Thanks to Dave Davis.

See also:
http://deadsources.blogspot.com/2018/06/1970-workingmans-dead-reviews.html
http://deadsources.blogspot.com/2012/07/1970-workingmans-dead-reviews.html

1 comment:

  1. I posted this review from the Spectrum (the University at Buffalo student newspaper) by itself rather than bundling it with others since it's unusually long and in-depth for a record review. The first half discusses the Dead's history, previous albums, and current situation, while the second half takes us song by song through the album.

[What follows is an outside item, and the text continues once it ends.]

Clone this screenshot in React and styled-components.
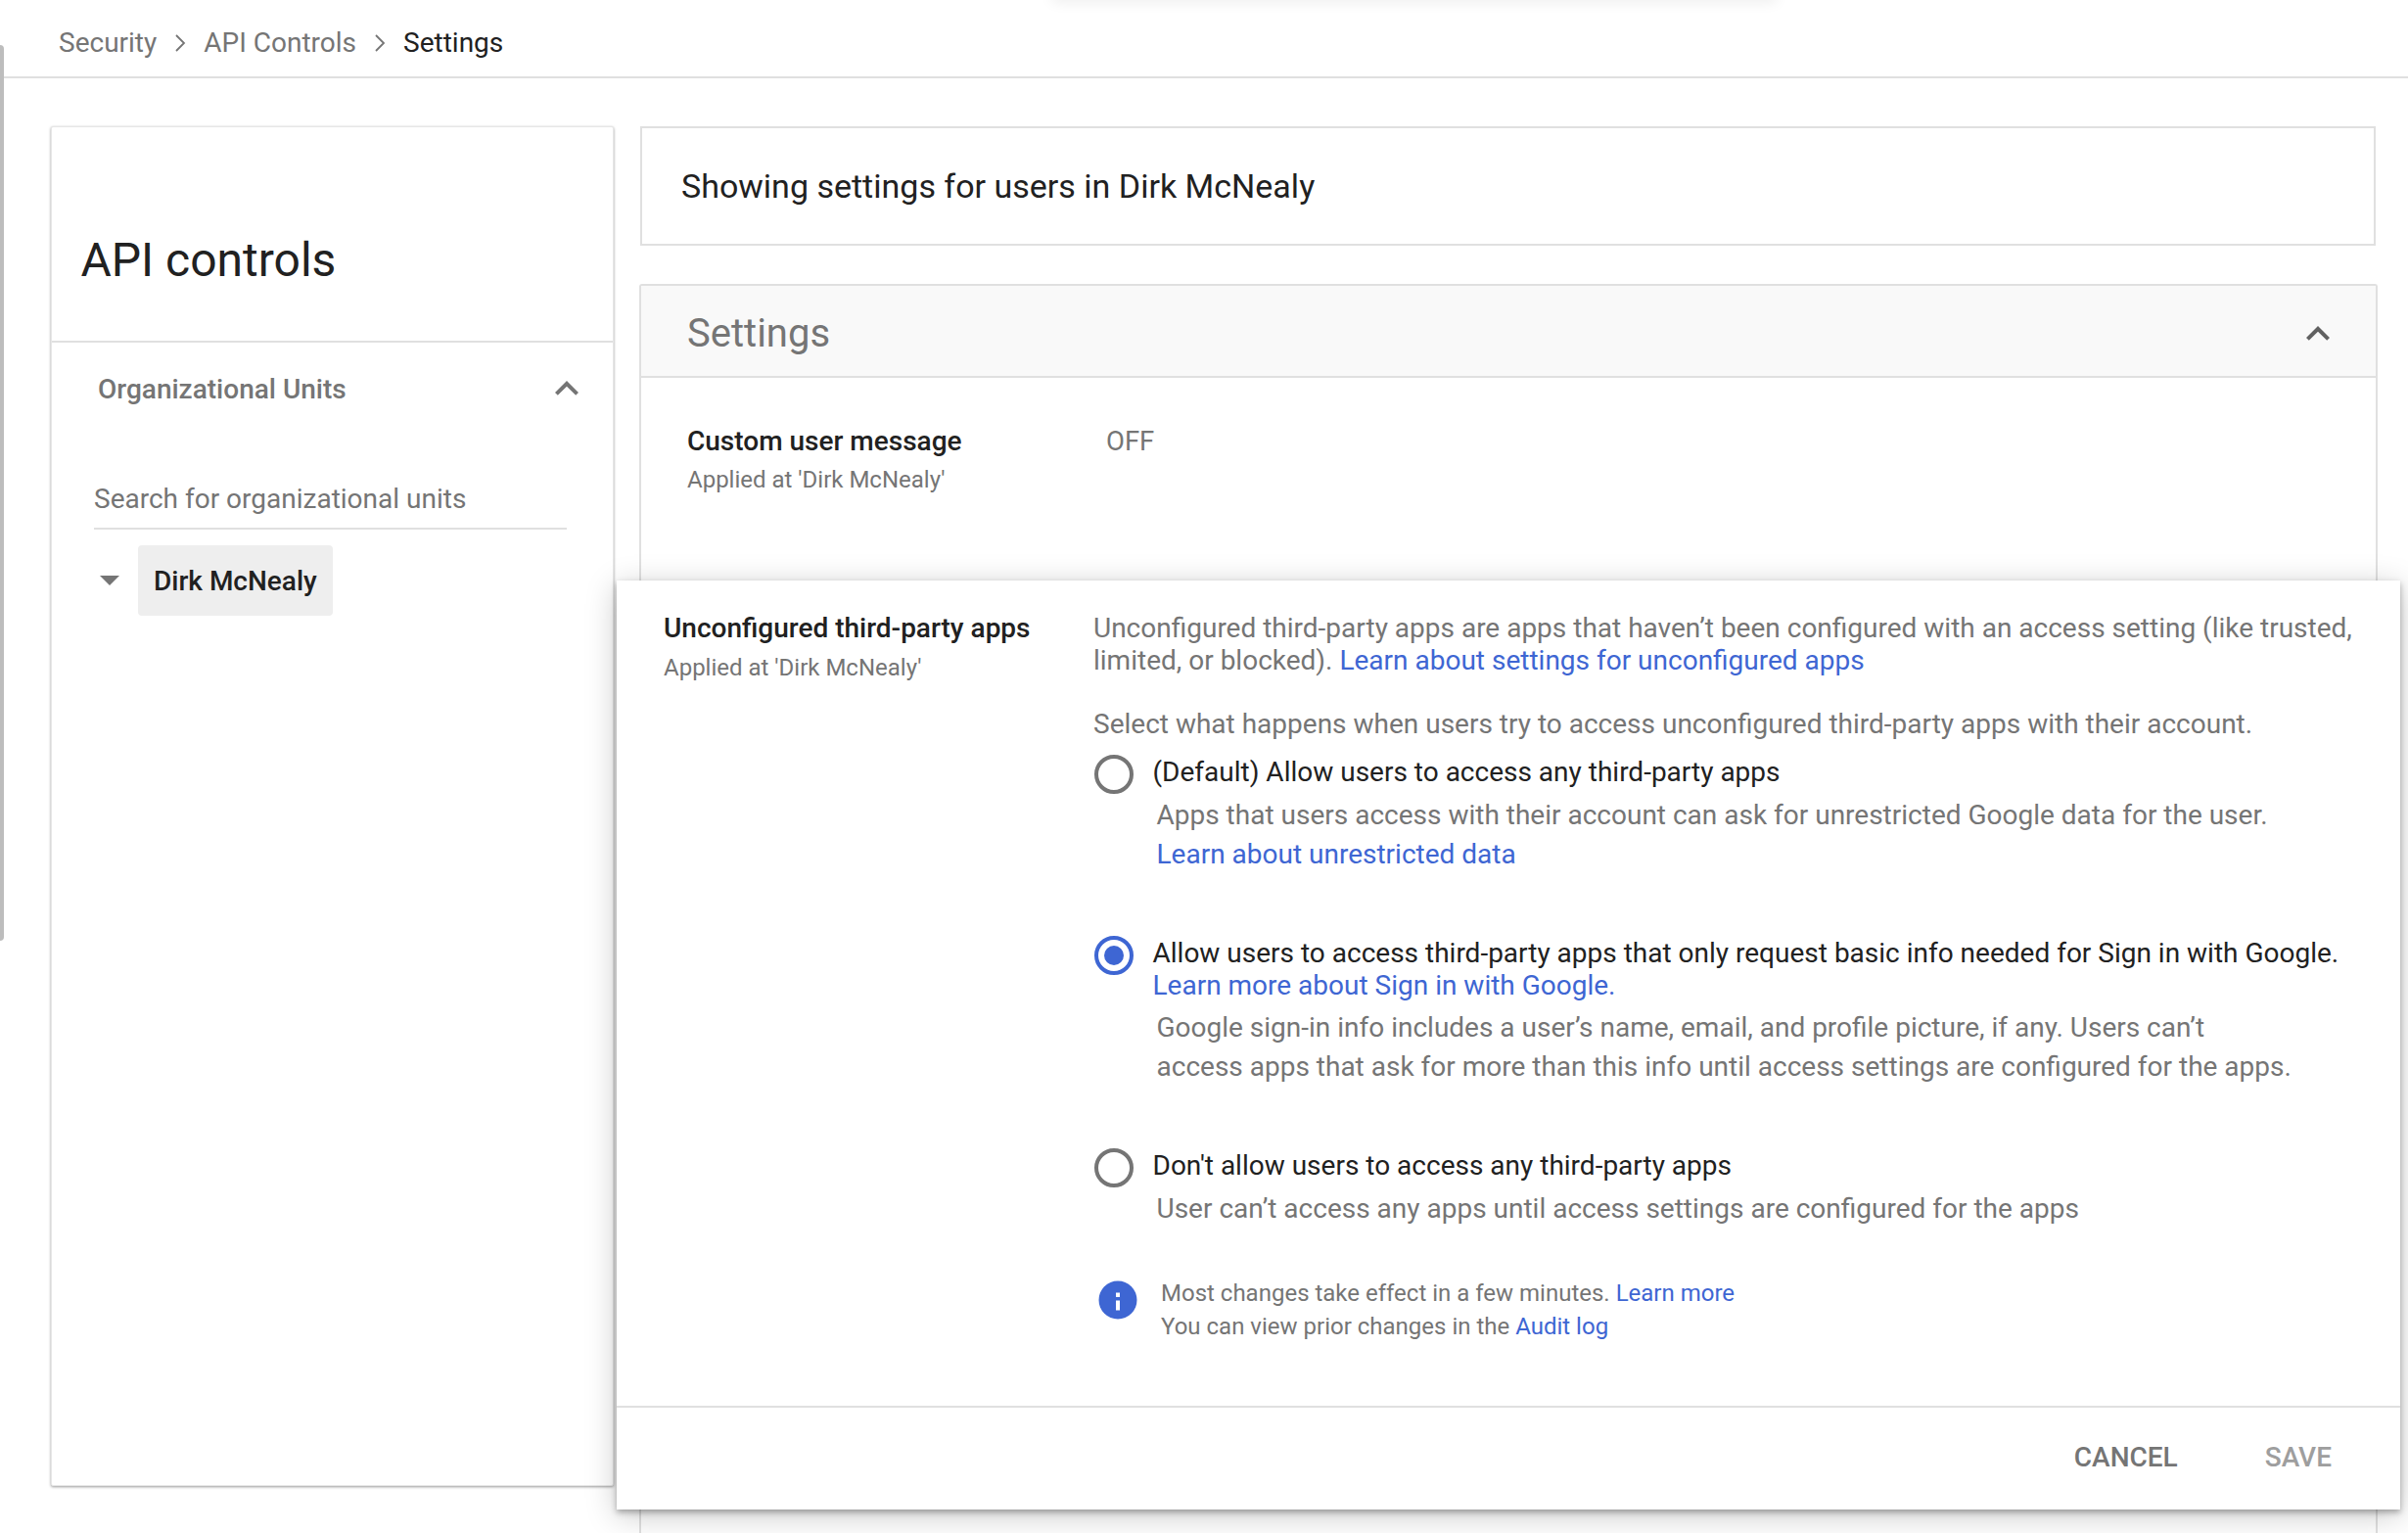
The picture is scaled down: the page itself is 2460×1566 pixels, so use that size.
import React from 'react'
import styled, { createGlobalStyle } from 'styled-components'

const GlobalStyle = createGlobalStyle`
    html, body {
        margin: 0;
        padding: 0;
        background: #fff;
        font-family: Roboto, "Liberation Sans", sans-serif;
    }
    * { box-sizing: border-box; }
`

function ExpandLess({ color = '#757575' }) {
    return (
        <svg width="48" height="48" viewBox="0 0 24 24">
            <path fill={color} d="M12 8l-6 6 1.41 1.41L12 10.83l4.59 4.58L18 14z" />
        </svg>
    )
}

function CrumbArrow() {
    return (
        <svg width="12" height="20" viewBox="0 0 12 20">
            <path d="M2 2l8 8-8 8" fill="none" stroke="#757575" strokeWidth="1.8" />
        </svg>
    )
}

function InfoIcon() {
    return (
        <svg width="40" height="40" viewBox="0 0 40 40">
            <circle cx="20" cy="20" r="19.5" fill="#3e66d3" />
            <rect x="18" y="12.5" width="4" height="4.5" fill="#fff" />
            <rect x="18" y="20.5" width="4" height="10" fill="#fff" />
        </svg>
    )
}

function App() {
    return (
        <Page>
            <GlobalStyle />
            <SideGrip />
            <TopGlow />
            <Breadcrumbs>
                <Crumb>Security</Crumb>
                <CrumbArrow />
                <Crumb>API Controls</Crumb>
                <CrumbArrow />
                <Crumb $current>Settings</Crumb>
            </Breadcrumbs>
            <Content>
                <Sidebar>
                    <SidebarTitle>API controls</SidebarTitle>
                    <SectionHead>
                        <span>Organizational Units</span>
                        <ExpandLess />
                    </SectionHead>
                    <SearchField>Search for organizational units</SearchField>
                    <TreeRow>
                        <TreeCaret />
                        <TreeChip>Dirk McNealy</TreeChip>
                    </TreeRow>
                </Sidebar>
                <Main>
                    <ScopeBox>Showing settings for users in Dirk McNealy</ScopeBox>
                    <SettingsCard>
                        <CardHeader>
                            <span>Settings</span>
                            <ExpandLess color="#616161" />
                        </CardHeader>
                        <SettingRow>
                            <div>
                                <SettingName>Custom user message</SettingName>
                                <Applied>Applied at 'Dirk McNealy'</Applied>
                            </div>
                            <SettingValue>OFF</SettingValue>
                        </SettingRow>
                    </SettingsCard>
                </Main>
            </Content>
            <EditPanel>
                <EditBody>
                    <div>
                        <SettingName>Unconfigured third-party apps</SettingName>
                        <Applied>Applied at 'Dirk McNealy'</Applied>
                    </div>
                    <div>
                        <Intro>
                            Unconfigured third-party apps are apps that haven’t been configured with an access setting (like trusted, limited, or blocked). <Link>Learn about settings for unconfigured apps</Link>
                        </Intro>
                        <Prompt>Select what happens when users try to access unconfigured third-party apps with their account.</Prompt>
                        <Option>
                            <Radio />
                            <div>
                                <OptionLabel>(Default) Allow users to access any third-party apps</OptionLabel>
                                <OptionHelp>
                                    Apps that users access with their account can ask for unrestricted Google data for the user.<br />
                                    <Link>Learn about unrestricted data</Link>
                                </OptionHelp>
                            </div>
                        </Option>
                        <Option $spaced>
                            <Radio $checked />
                            <div>
                                <OptionLabel>
                                    Allow users to access third-party apps that only request basic info needed for Sign in with Google.<br />
                                    <Link>Learn more about Sign in with Google.</Link>
                                </OptionLabel>
                                <OptionHelp>
                                    Google sign-in info includes a user’s name, email, and profile picture, if any. Users can’t<br />
                                    access apps that ask for more than this info until access settings are configured for the apps.
                                </OptionHelp>
                            </div>
                        </Option>
                        <Option $spaced>
                            <Radio />
                            <div>
                                <OptionLabel>Don't allow users to access any third-party apps</OptionLabel>
                                <OptionHelp>User can’t access any apps until access settings are configured for the apps</OptionHelp>
                            </div>
                        </Option>
                        <Notice>
                            <NoticeIcon>
                                <InfoIcon />
                            </NoticeIcon>
                            <NoticeText>
                                Most changes take effect in a few minutes. <Link>Learn more</Link><br />
                                You can view prior changes in the <Link>Audit log</Link>
                            </NoticeText>
                        </Notice>
                    </div>
                </EditBody>
                <EditFooter>
                    <FooterButton>Cancel</FooterButton>
                    <FooterButton $disabled>Save</FooterButton>
                </EditFooter>
            </EditPanel>
        </Page>
    )
}

const Page = styled.div`
    position: relative;
    width: 2460px;
    height: 1566px;
    overflow: hidden;
    background: #fff;
    display: flex;
    flex-direction: column;
`
const SideGrip = styled.div`
    position: absolute;
    left: 0;
    top: 46px;
    width: 4px;
    height: 915px;
    background: #bdbdbd;
    border-radius: 0 5px 5px 0;
`
const TopGlow = styled.div`
    position: absolute;
    left: 1075px;
    top: -12px;
    width: 740px;
    height: 12px;
    box-shadow: 0 2px 14px rgba(0, 0, 0, 0.08);
`
const Breadcrumbs = styled.div`
    height: 80px;
    flex: none;
    display: flex;
    align-items: center;
    gap: 18px;
    padding: 9px 0 0 60px;
    border-bottom: 2px solid #e0e0e0;
`
const Crumb = styled.span`
    font-size: 28px;
    color: ${props => (props.$current ? '#212121' : '#757575')};
`
const Content = styled.div`
    flex: 1;
    min-height: 0;
    display: flex;
    gap: 26px;
    padding: 49px 31px 0 52px;
`
const Sidebar = styled.div`
    width: 575px;
    height: 1389px;
    flex: none;
    background: #fff;
    border: 1px solid #e6e6e6;
    border-radius: 2px;
    box-shadow: 0 1px 3px rgba(0, 0, 0, 0.4);
`
const SidebarTitle = styled.h1`
    margin: 0;
    height: 220px;
    padding: 103px 0 0 29.5px;
    font-size: 48px;
    line-height: 66px;
    font-weight: 400;
    color: #212121;
    border-bottom: 2px solid #e0e0e0;
`
const SectionHead = styled.div`
    display: flex;
    align-items: center;
    justify-content: space-between;
    height: 94px;
    padding: 0 23px 0 47px;
    font-size: 28px;
    font-weight: 500;
    color: #757575;
`
const SearchField = styled.div`
    margin: 48px 47px 0 43px;
    height: 49px;
    font-size: 28px;
    line-height: 36px;
    color: #757575;
    border-bottom: 2px solid #e0e0e0;
`
const TreeRow = styled.div`
    display: flex;
    align-items: center;
    gap: 19px;
    margin: 16px 0 0 49px;
`
const TreeCaret = styled.div`
    width: 0;
    height: 0;
    border-left: 10px solid transparent;
    border-right: 10px solid transparent;
    border-top: 10px solid #757575;
`
const TreeChip = styled.div`
    height: 72px;
    padding: 0 16px;
    display: flex;
    align-items: center;
    background: #eee;
    border-radius: 4px;
    font-size: 28px;
    font-weight: 500;
    color: #212121;
`
const Main = styled.div`
    flex: 1;
    min-width: 0;
    display: flex;
    flex-direction: column;
`
const ScopeBox = styled.div`
    height: 122px;
    margin: 0 2px 0 1px;
    padding-left: 40px;
    display: flex;
    align-items: center;
    font-size: 34px;
    color: #212121;
    border: 2px solid #e0e0e0;
`
const SettingsCard = styled.div`
    flex: 1;
    margin-top: 39px;
    border: 2px solid #e0e0e0;
    border-bottom: none;
    border-radius: 3px 3px 0 0;
`
const CardHeader = styled.div`
    height: 94px;
    display: flex;
    align-items: center;
    justify-content: space-between;
    padding: 5px 35px 0 47px;
    background: #f9f9f9;
    border-bottom: 2px solid #e0e0e0;
    font-size: 40px;
    color: #757575;
`
const SettingRow = styled.div`
    display: grid;
    grid-template-columns: 428px 1fr;
    padding: 47.5px 47px 0;
`
const SettingName = styled.div`
    font-size: 28px;
    line-height: 34px;
    font-weight: 500;
    color: #212121;
`
const Applied = styled.div`
    margin-top: 5.5px;
    font-size: 24px;
    line-height: 34px;
    color: #757575;
`
const SettingValue = styled.div`
    font-size: 27.5px;
    line-height: 34px;
    color: #757575;
`
const EditPanel = styled.div`
    position: absolute;
    left: 630px;
    top: 593px;
    width: 1822px;
    height: 949px;
    display: flex;
    flex-direction: column;
    background: #fff;
    box-shadow: 0 3px 6px rgba(0, 0, 0, 0.3), 0 6px 30px rgba(0, 0, 0, 0.22);
`
const EditBody = styled.div`
    flex: 1;
    display: grid;
    grid-template-columns: 439px 1fr;
    padding: 32px 30px 0 48px;
`
const Intro = styled.div`
    font-size: 28px;
    line-height: 33px;
    color: #757575;
`
const Prompt = styled.div`
    margin-top: 32px;
    font-size: 28px;
    line-height: 33px;
    color: #757575;
`
const Link = styled.span`
    color: #3e66d3;
`
const Option = styled.div`
    display: grid;
    grid-template-columns: 60.5px 1fr;
    margin-top: ${props => (props.$spaced ? '64px' : '16px')};
`
const Radio = styled.div`
    width: 40px;
    height: 40px;
    margin: -1px 0 0 0.5px;
    border-radius: 50%;
    border: 4px solid ${props => (props.$checked ? '#3e66d3' : '#757575')};
    display: flex;
    align-items: center;
    justify-content: center;
    &::after {
        content: '';
        width: 20px;
        height: 20px;
        border-radius: 50%;
        background: ${props => (props.$checked ? '#3e66d3' : 'transparent')};
    }
`
const OptionLabel = styled.div`
    font-size: 28px;
    line-height: 33px;
    color: #212121;
`
const OptionHelp = styled.div`
    margin-top: 7.5px;
    padding-left: 4px;
    font-size: 28px;
    line-height: 40px;
    color: #757575;
`
const Notice = styled.div`
    display: flex;
    align-items: flex-start;
    gap: 24px;
    margin-top: 49px;
`
const NoticeIcon = styled.div`
    margin: 4px 0 0 5px;
    line-height: 0;
`
const NoticeText = styled.div`
    font-size: 24px;
    line-height: 34px;
    color: #757575;
`
const EditFooter = styled.div`
    height: 106px;
    flex: none;
    display: flex;
    align-items: center;
    justify-content: flex-end;
    gap: 89px;
    padding: 0 70px 3px 0;
    border-top: 2px solid #e0e0e0;
`
const FooterButton = styled.div`
    font-size: 28px;
    font-weight: 500;
    text-transform: uppercase;
    color: ${props => (props.$disabled ? '#9e9e9e' : '#757575')};
`

export default App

Fernbacher clearly admires the Dead and has followed them for some time. (He thinks Dire Wolf is "an ancient Dead tune which they have been doing for many years," so he'd been seeing them since '69 at least.) They are so high in the rock pantheon "they can only play good music...they will never disappoint their fans and listeners" - a startling claim!
    He knows the Dead's history (reading up on them in Rolling Stone) and hears the album as a reaction to their recent troubles. He's one of the rare reviewers who singles out both Lesh's bass work and Hunter's lyrics (although he missed that Aoxomoxoa was all-Hunter too). And even more rare, he doesn't think "the new Dead" is a departure from their previous sound, but instead, a return to "the style and mood of their first album." I presume he'd heard many of these songs live so the album wasn't a total surprise for him.